You can not prove the result by combining them as 3-tuples. I already told
you this.

[QUOTE=R.D. Silverman;217375]Try proving the following:

(working mod m)
If x1 and x2 are units with order e1, prove that (x1*x2) has order e1.
[/QUOTE]

[QUOTE=R.D. Silverman;217383]Actually, let's skip this last question. It gets us too deep into group
theory and away from number theory.[/QUOTE]

Not to mention that it's false. What did you really mean here?

[QUOTE=jyb;217742]Not to mention that it's false. What did you really mean here?[/QUOTE]

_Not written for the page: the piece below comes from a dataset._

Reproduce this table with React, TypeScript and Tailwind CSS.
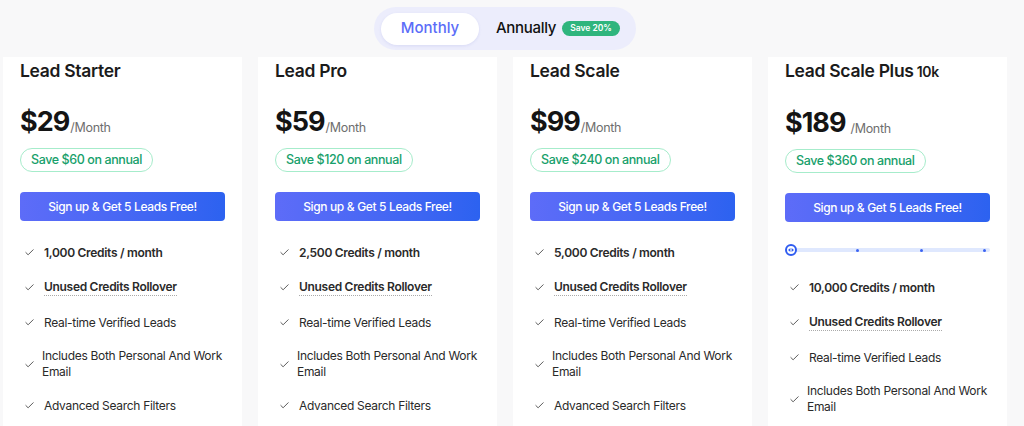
import { Check } from 'lucide-react'

const FONT = { fontFamily: 'Inter, "Noto Sans", sans-serif' }

interface Plan {
  name: string
  suffix?: string
  price: string
  gap?: boolean
  save: string
  credits: string
  slider?: boolean
}

const PLANS: Plan[] = [
  { name: 'Lead Starter', price: '$29', save: 'Save $60 on annual', credits: '1,000 Credits / month' },
  { name: 'Lead Pro', price: '$59', save: 'Save $120 on annual', credits: '2,500 Credits / month' },
  { name: 'Lead Scale', price: '$99', save: 'Save $240 on annual', credits: '5,000 Credits / month' },
  {
    name: 'Lead Scale Plus',
    suffix: '10k',
    price: '$189',
    gap: true,
    save: 'Save $360 on annual',
    credits: '10,000 Credits / month',
    slider: true,
  },
]

function Tick() {
  return <Check size={11} strokeWidth={1.75} className="shrink-0 text-[#333]" aria-hidden="true" />
}

function Slider() {
  return (
    <div className="relative mt-[22px] mb-[2px] h-3 w-[205px]">
      <div className="absolute top-[4px] left-[6px] right-0 h-[4px] rounded-full bg-[#dfe8fe]" />
      {[71, 135, 198].map((x) => (
        <span
          key={x}
          className="absolute top-[4.5px] h-[3px] w-[3px] rounded-full bg-[#3b63f2]"
          style={{ left: x }}
        />
      ))}
      <div className="absolute top-0 left-0 flex h-3 w-3 items-center justify-center rounded-full border-2 border-[#2f5cf0] bg-white">
        <svg width="6" height="4" viewBox="0 0 6 4" aria-hidden="true">
          <path d="M2.4 0 L0 2 L2.4 4 Z M3.6 0 L6 2 L3.6 4 Z" fill="#2f5cf0" />
        </svg>
      </div>
    </div>
  )
}

function Card({ plan }: { plan: Plan }) {
  return (
    <div className="h-[380px] w-[239px] shrink-0 bg-white px-[17px] pt-0">
      <h2 className="text-[17.5px] leading-[28px] font-semibold tracking-[-0.3px] text-[#1b1b1b]">
        {plan.name}
        {plan.suffix && <span className="ml-[3px] text-[14px] font-semibold">{plan.suffix}</span>}
      </h2>
      <div className="mt-[20px] flex h-[34px] items-end">
        <span className="text-[27px] leading-[34px] font-bold tracking-[-1px] text-[#141414]">
          {plan.price}
        </span>
        <span
          className={`mb-[1px] text-[12.5px] tracking-[-0.3px] text-[#6e6e6e] ${plan.gap ? 'ml-[5px]' : 'ml-[1px]'}`}
        >
          /Month
        </span>
      </div>
      <div className="mt-[9px] inline-flex h-[24px] items-center rounded-full border border-[#a6eccb] px-[10px] text-[12.5px] font-medium tracking-[-0.4px] text-[#17a06b]">
        {plan.save}
      </div>
      <button
        type="button"
        className="mt-[20px] block h-[29px] w-[205px] rounded-[4px] bg-gradient-to-r from-[#5d6cf8] to-[#2c62f0] text-[12px] font-medium tracking-[-0.35px] text-white"
      >
        Sign up &amp; Get 5 Leads Free!
      </button>
      {plan.slider && <Slider />}
      <ul className="mt-[22px] space-y-[16px] pl-[4px] text-[12px] leading-[16px] tracking-[-0.3px] text-[#2a2a2a]">
        <li className="flex min-h-[19px] items-center gap-[9px]">
          <Tick />
          <span className="font-semibold">{plan.credits}</span>
        </li>
        <li className="flex min-h-[19px] items-center gap-[9px]">
          <Tick />
          <span className="border-b border-dotted border-[#aaa] font-semibold">Unused Credits Rollover</span>
        </li>
        <li className="flex min-h-[19px] items-center gap-[9px]">
          <Tick />
          <span>Real-time Verified Leads</span>
        </li>
        <li className="flex items-center gap-[7px]">
          <Tick />
          <span>Includes Both Personal And Work Email</span>
        </li>
        <li className="flex min-h-[19px] items-center gap-[9px]">
          <Tick />
          <span>Advanced Search Filters</span>
        </li>
      </ul>
    </div>
  )
}

export default function App() {
  return (
    <div className="h-[426px] w-[1024px] overflow-hidden bg-[#f8f8f9]" style={FONT}>
      <div className="pt-[7px]">
        <div className="ml-[374px] flex h-[43px] w-[262px] items-center rounded-full bg-[#ecedfc] px-[7px]">
          <div className="flex h-[32px] w-[98px] items-center justify-center rounded-full bg-white text-[15px] font-medium text-[#5b6df8] shadow-[0_1px_3px_rgba(80,90,200,0.12)]">
            Monthly
          </div>
          <span className="ml-[17px] text-[15px] font-medium tracking-[-0.3px] text-[#111]">Annually</span>
          <span className="ml-[6px] flex h-[15px] items-center rounded-full bg-[#2fb57d] px-[8px] text-[8.5px] font-semibold text-white">
            Save 20%
          </span>
        </div>
      </div>
      <div className="mt-[7px] flex gap-[16px] pl-[3px]">
        {PLANS.map((p) => (
          <Card key={p.name} plan={p} />
        ))}
      </div>
    </div>
  )
}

You can prove the result by showing that the product of the units in a
cyclic group is -1, using the cyclic decomposition theorem to decompose
the unit group as a product of cyclic sub-groups, then use the Sylow
theorem to determine whether the number of such sub-groups is even or
odd (the parity determines whether the product is -1 or +1).


Yech.

[QUOTE=R.D. Silverman;217746]You can prove the result by showing that the product of the units in a
cyclic group is -1, using the cyclic decomposition theorem to decompose
the unit group as a product of cyclic sub-groups, then use the Sylow
theorem to determine whether the number of such sub-groups is even or
odd (the parity determines whether the product is -1 or +1).


Yech.[/QUOTE]

Note that the "last question" was not:
If x1 and x2 are units with order e1, prove that (x1*x2) has order e1.

The "last question" was to discover what determines when the product
is +1 and when it is -1. However, it *can* be done without the heavy
group-theory machinery. I am trying to lead Tomer through that now.